Transition Resource Group
The IASB intends to set up a Transition Resource Group, as it did with FASB when the two boards rolled out the revenue recognition standard in 2014, to help companies adjust to the new standard. “We will tomorrow announce our plan to do so and ask candidates to come forward,” Hoogervorst said Wednesday. “We will probably install the Transition Resource Group in the fall of this year, and we believe that is a very important instrument to help preparers with the new standard.” The IASB has issued a call for nominations here.
With the revenue recognition, leasing and financial instruments standards already set to take effect over the next few years, the insurance contracts standard will give companies more rules to digest. But Hoogervorst pointed out it won’t have as far-reaching an impact.
“This is the last of the four big standards that affect companies,” he said. “Obviously this standard will mainly affect the insurance industry and not so much other parts of the economy. Regular companies will not be affected by this.
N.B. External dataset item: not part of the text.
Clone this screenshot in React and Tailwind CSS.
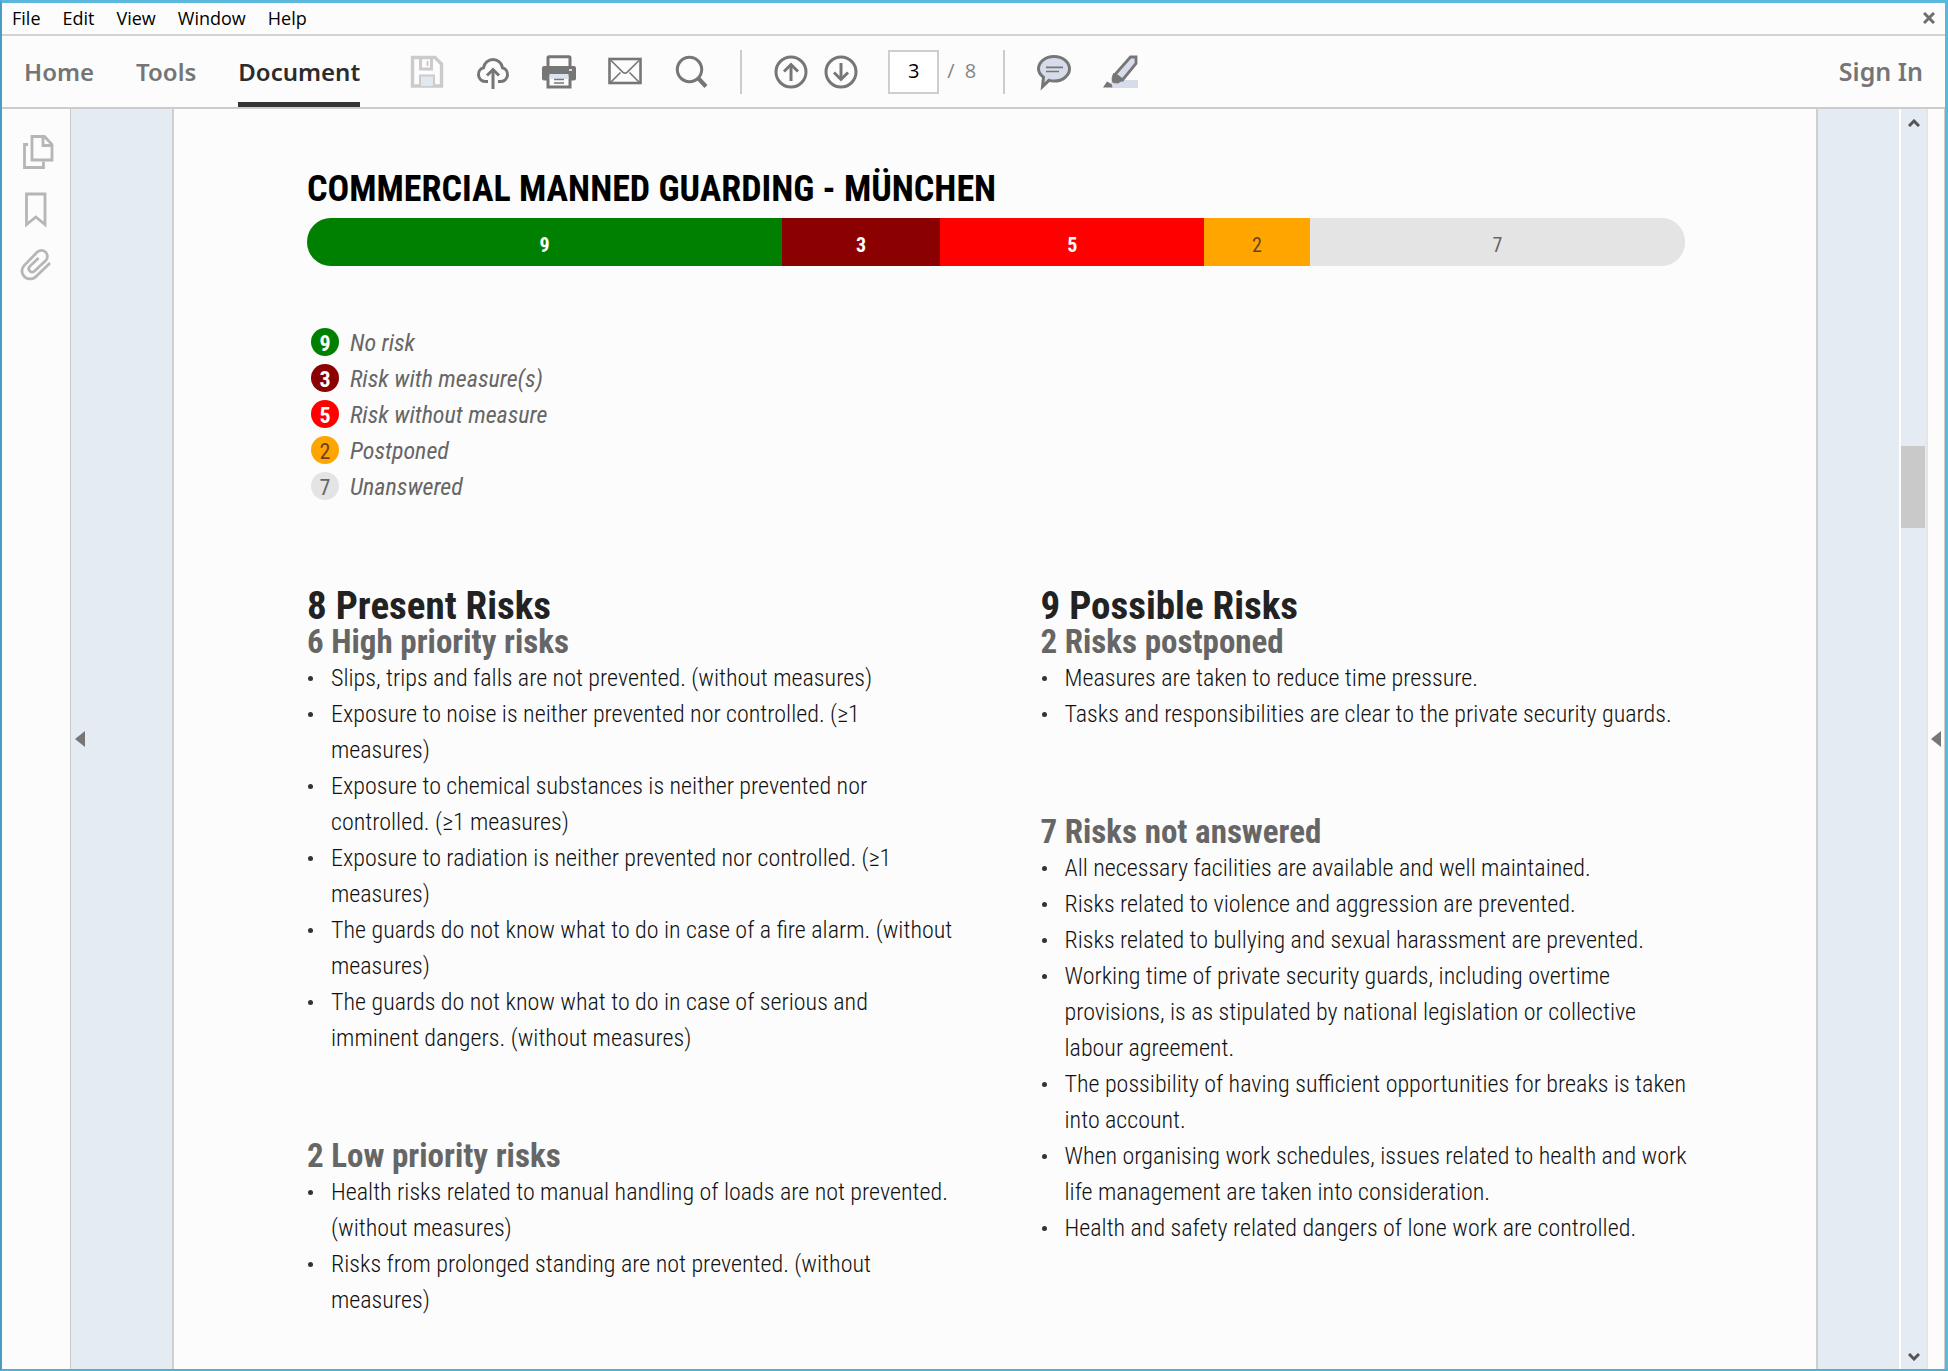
const MENUS = ["File", "Edit", "View", "Window", "Help"];

const SEGMENTS = [
  { count: 9, label: "No risk", tone: "bg-[#008000] text-white font-bold" },
  { count: 3, label: "Risk with measure(s)", tone: "bg-[#8b0000] text-white font-bold" },
  { count: 5, label: "Risk without measure", tone: "bg-[#ff0000] text-white font-bold" },
  { count: 2, label: "Postponed", tone: "bg-[#ffa500] text-[#6b4226]" },
  { count: 7, label: "Unanswered", tone: "bg-[#e4e4e4] text-[#666666]" },
];

const COLUMNS = [
  {
    title: "8 Present Risks",
    groups: [
      {
        title: "6 High priority risks",
        items: [
          "Slips, trips and falls are not prevented. (without measures)",
          "Exposure to noise is neither prevented nor controlled. (≥1 measures)",
          "Exposure to chemical substances is neither prevented nor controlled. (≥1 measures)",
          "Exposure to radiation is neither prevented nor controlled. (≥1 measures)",
          "The guards do not know what to do in case of a fire alarm. (without measures)",
          "The guards do not know what to do in case of serious and imminent dangers. (without measures)",
        ],
      },
      {
        title: "2 Low priority risks",
        items: [
          "Health risks related to manual handling of loads are not prevented. (without measures)",
          "Risks from prolonged standing are not prevented. (without measures)",
        ],
      },
    ],
  },
  {
    title: "9 Possible Risks",
    groups: [
      {
        title: "2 Risks postponed",
        items: [
          "Measures are taken to reduce time pressure.",
          "Tasks and responsibilities are clear to the private security guards.",
        ],
      },
      {
        title: "7 Risks not answered",
        items: [
          "All necessary facilities are available and well maintained.",
          "Risks related to violence and aggression are prevented.",
          "Risks related to bullying and sexual harassment are prevented.",
          "Working time of private security guards, including overtime provisions, is as stipulated by national legislation or collective labour agreement.",
          "The possibility of having sufficient opportunities for breaks is taken into account.",
          "When organising work schedules, issues related to health and work life management are taken into consideration.",
          "Health and safety related dangers of lone work are controlled.",
        ],
      },
    ],
  },
];

function Icon({ children }) {
  return (
    <svg viewBox="0 0 34 34" className="size-[34px] overflow-visible" fill="none" stroke="currentColor" strokeWidth="3" aria-hidden="true">
      {children}
    </svg>
  );
}

function ToolButton({ label, className = "text-[#767676]", children }) {
  return (
    <button type="button" aria-label={label} className={className}>
      <Icon>{children}</Icon>
    </button>
  );
}

function MenuBar() {
  return (
    <div className="flex h-[33px] items-center justify-between border-b-2 border-[#d3d3d3] pr-[10px] pb-0.5 pl-[10px]">
      <div className="flex gap-[22px] text-lg leading-6 text-black">
        {MENUS.map((m) => (
          <button key={m} type="button">{m}</button>
        ))}
      </div>
      <button type="button" aria-label="Close" className="text-[#6e6e6e]">
        <svg viewBox="0 0 12 12" className="size-3" stroke="currentColor" strokeWidth="3" aria-hidden="true">
          <path d="M1 1l10 10M11 1L1 11" />
        </svg>
      </button>
    </div>
  );
}

function Toolbar() {
  return (
    <div className="flex h-[73px] items-center border-b-2 border-[#cccccc] pr-[22px] pl-[22px]">
      <nav className="flex gap-[42px] self-stretch font-['Noto_Sans'] text-2xl font-semibold text-[#757575]">
        <a href="#home" className="flex items-center">Home</a>
        <a href="#tools" className="flex items-center">Tools</a>
        <a href="#document" className="flex items-center border-b-[5px] border-[#333333] pt-[5px] text-[#2c2c2c]">Document</a>
      </nav>

      <div className="ml-[50px] flex gap-8">
        <ToolButton label="Save" className="text-[#cbcbcb]">
          <path d="M2.5 2.5H25L31.5 9V31H2.5z" strokeWidth="3.4" />
          <path d="M10.5 3v11h11V3" />
          <path d="M17.5 6v5" strokeWidth="2" />
          <path d="M10 31V20.5h14V31" strokeWidth="2" fill="#e1e8f2" />
        </ToolButton>
        <ToolButton label="Upload">
          <path d="M12 26.5H9A7 7 0 0 1 7.5 12.8a9.6 9.6 0 0 1 19 0A7 7 0 0 1 25 26.5h-3" />
          <path d="M17 34V15" />
          <path d="M11 20.5l6-6 6 6" />
        </ToolButton>
        <ToolButton label="Print">
          <rect x="6" y="1.7" width="22" height="12" rx="1" />
          <rect x="0" y="11" width="34" height="14.5" rx="2" fill="currentColor" stroke="none" />
          <rect x="6" y="20" width="22" height="12" fill="#fcfcfc" />
          <rect x="7.5" y="19" width="19" height="5" fill="#dde3ee" stroke="none" />
          <path d="M12 24.5h10M12 28h10" strokeWidth="1.6" />
          <path d="M27 15h3" stroke="#fcfcfc" strokeWidth="1.5" />
        </ToolButton>
        <ToolButton label="Email">
          <rect x="1.5" y="4" width="31" height="24" strokeWidth="2.6" />
          <path d="M3 5.5l12 11.8q2 1.6 4 0L31 5.500M3 27l9.5-9.5M31 27l-9.5-9.5" strokeWidth="1.6" />
        </ToolButton>
        <ToolButton label="Find">
          <circle cx="15.5" cy="14.500" r="12.200" />
          <path d="M24 23l8 8.500" strokeWidth="4.200" />
        </ToolButton>
      </div>

      <div className="ml-8 h-11 w-0.5 bg-[#cccccc]" />

      <div className="ml-8 flex gap-4">
        <ToolButton label="Previous page">
          <circle cx="17" cy="17" r="15" />
          <path d="M17 26V10" />
          <path d="M10 16.5l7-7 7 7" />
        </ToolButton>
        <ToolButton label="Next page">
          <circle cx="17" cy="17" r="15" />
          <path d="M17 8v16" />
          <path d="M10 17.5l7 7 7-7" />
        </ToolButton>
      </div>

      <input
        aria-label="Page number"
        defaultValue="3"
        className="ml-[30px] h-11 w-[51px] border-2 border-[#cccfd2] bg-white pb-0.5 text-center text-[20px] text-black"
      />
      <span className="ml-2 pb-0.5 text-[20px] whitespace-pre text-[#858585]">/  8</span>

      <div className="ml-[27px] h-11 w-0.5 bg-[#cccccc]" />

      <div className="ml-8 flex gap-8">
        <ToolButton label="Comment">
          <path d="M17 1.5c8.7 0 15.500 5.500 15.500 12.300S25.700 26 17 26c-1.800 0-3.500-.2-5-.7L5.500 31.500l1-9.300C3.500 20 1.500 17.200 1.500 13.800 1.500 7 8.300 1.500 17 1.500z" fill="#d6dce9" />
          <path d="M9 12.300h17M9 16.500h13" strokeWidth="1.700" />
        </ToolButton>
        <ToolButton label="Highlight">
          <rect x="8" y="25" width="27" height="8" fill="#d6dce9" stroke="none" />
          <path d="M27.500 2h5.500v6.500L19.500 25l-7.500-5.500z" fill="#d6dce9" strokeWidth="2.800" />
          <path d="M10.500 18.500l8.500 7-4 2.500-5-.5-1-4z" fill="currentColor" strokeWidth="1" />
          <path d="M0 32.500l4-6 4.500 2.500 1 3.500z" fill="currentColor" stroke="none" />
        </ToolButton>
      </div>

      <button type="button" className="ml-auto font-['Noto_Sans'] text-[25px] font-semibold text-[#757575]">Sign In</button>
    </div>
  );
}

function Rail() {
  return (
    <aside className="flex w-[69px] shrink-0 flex-col items-center gap-[22px] border-r border-[#c8c8c8] pt-[26px]">
      <ToolButton label="Page thumbnails" className="text-[#b6b6b6]">
        <path d="M9 9.500H5.500V32.500h19v-6" strokeWidth="2.800" />
        <path d="M13 1.500H25.500l7.500 8V25h-20z" strokeWidth="2.800" />
        <path d="M24 2v8.500H32.500" strokeWidth="2.800" />
      </ToolButton>
      <ToolButton label="Bookmarks" className="text-[#b6b6b6]">
        <path d="M7.500 3h18.500v30.500L16.800 26l-9.300 7.500z" strokeWidth="2.800" />
      </ToolButton>
      <ToolButton label="Attachments" className="text-[#b6b6b6]">
        <path d="M31 16L17.300 29.200a8.300 8.300 0 0 1-12.600-.4c-2.600-3-2.300-7.400.4-10.200L18 5.300a6 6 0 0 1 8.800 8.200L15.300 24.200a3.300 3.300 0 0 1-4.700-4.600L19.500 11" strokeWidth="2.800" />
      </ToolButton>
    </aside>
  );
}

function PaneToggle({ label }) {
  return (
    <button type="button" aria-label={label} className="text-[#767676]">
      <svg viewBox="0 0 10 16" className="h-4 w-2.5" fill="currentColor" aria-hidden="true">
        <path d="M0 8l10-8v16z" />
      </svg>
    </button>
  );
}

function Report() {
  return (
    <main
      className="min-w-0 flex-1 border-x-2 border-[#cfcfcf] bg-[#fcfcfc] pt-14 pr-[131px] pb-10 pl-[133px]"
      style={{ fontFamily: "'Roboto Condensed', Roboto, sans-serif" }}
    >
      <h1 className="text-4xl leading-[48px] font-bold text-black">COMMERCIAL MANNED GUARDING - MÜNCHEN</h1>
      <div className="mt-[5px] flex h-12 overflow-hidden rounded-full bg-[#e4e4e4] text-[20px]">
        {SEGMENTS.map((s, i) => (
          <div
            key={s.label}
            className={`flex items-center justify-center pt-1.5 ${s.tone}`}
            style={i === SEGMENTS.length - 1 ? { flex: 1 } : { width: `${s.count * 3.83}%` }}
          >
            {s.count}
          </div>
        ))}
      </div>

      <ul className="mt-[58px] ml-1 text-2xl text-[#666666]">
        {SEGMENTS.map((s) => (
          <li key={s.label} className="flex h-9 items-center gap-[11px]">
            <span className={`flex size-7 items-center justify-center rounded-full pt-1 text-[22px] leading-6 ${s.tone}`}>{s.count}</span>
            <em className="pt-0.5 leading-8">{s.label}</em>
          </li>
        ))}
      </ul>

      <div className="mt-[84px] -mr-[7px] grid grid-cols-2 gap-x-[82px]">
        {COLUMNS.map((col) => (
          <section key={col.title}>
            <h2 className="text-[39px] leading-9 font-bold text-[#222222]">{col.title}</h2>
            <div className="flex flex-col gap-[82px]">
              {col.groups.map((g) => (
                <div key={g.title}>
                  <h3 className="text-[33px] leading-9 font-bold text-[#666666]">{g.title}</h3>
                  <ul className="text-2xl leading-9 font-light text-[#111111]">
                    {g.items.map((t) => (
                      <li key={t} className="flex">
                        <span className="mt-4 mr-[18px] ml-px size-[5px] shrink-0 rounded-full bg-[#333333]" />
                        <span>{t}</span>
                      </li>
                    ))}
                  </ul>
                </div>
              ))}
            </div>
          </section>
        ))}
      </div>
    </main>
  );
}

function ScrollBar() {
  return (
    <div className="flex w-[29px] shrink-0 flex-col items-center border-r-2 border-l-2 border-l-white border-r-[#e5e5e5] pt-[10px] pb-2 text-[#555555]">
      <button type="button" aria-label="Scroll up" className="flex">
        <svg viewBox="0 0 12 8" className="h-2 w-3" fill="none" stroke="currentColor" strokeWidth="3" aria-hidden="true">
          <path d="M1 7l5-5 5 5" />
        </svg>
      </button>
      <div className="flex w-full flex-1 flex-col">
        <div className="grow-[317]" />
        <div className="h-[82px] w-6 bg-[#c9c9c9]" />
        <div className="grow-[820]" />
      </div>
      <button type="button" aria-label="Scroll down" className="flex">
        <svg viewBox="0 0 12 8" className="h-2 w-3" fill="none" stroke="currentColor" strokeWidth="3" aria-hidden="true">
          <path d="M1 1l5 5 5-5" />
        </svg>
      </button>
    </div>
  );
}

export default function App() {
  return (
    <div
      className="flex min-h-screen flex-col border-t-3 border-r-3 border-b-2 border-l-2 border-t-[#5bb8dc] border-r-[#5bb8dc] border-b-[#4fb0d2] border-l-[#4a9cc7] bg-[#fcfcfc]"
      style={{ fontFamily: "'Open Sans', 'Noto Sans', sans-serif" }}
    >
      <MenuBar />
      <Toolbar />
      <div className="flex flex-1">
        <Rail />
        <div className="flex min-w-0 flex-1 bg-[#e4ebf3]">
          <div className="flex w-[101px] shrink-0 items-center pl-1">
            <PaneToggle label="Toggle navigation pane" />
          </div>
          <Report />
          <div className="w-[81px] shrink-0" />
          <ScrollBar />
        </div>
        <div className="flex w-[17px] shrink-0 items-center justify-center border-r border-[#cccccc]">
          <PaneToggle label="Toggle tools pane" />
        </div>
      </div>
    </div>
  );
}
Leases will affect almost everybody, but insurance mainly the insurance industry.”
On its IFRS.org website, the IASB is providing the complete IFRS 17 standard, along with illustrative examples and an explanation of the board’s basis for its conclusions. Also accompanying the standard are a number of other documents, including an Effects Analysis that outlines in detail the expected costs and benefits of the new standard, a Project Summary that offers an overview of the project for develop the new standard, and a Feedback Statement summarizing the feedback received by the IASB during the various consultations it undertook over the course of the project.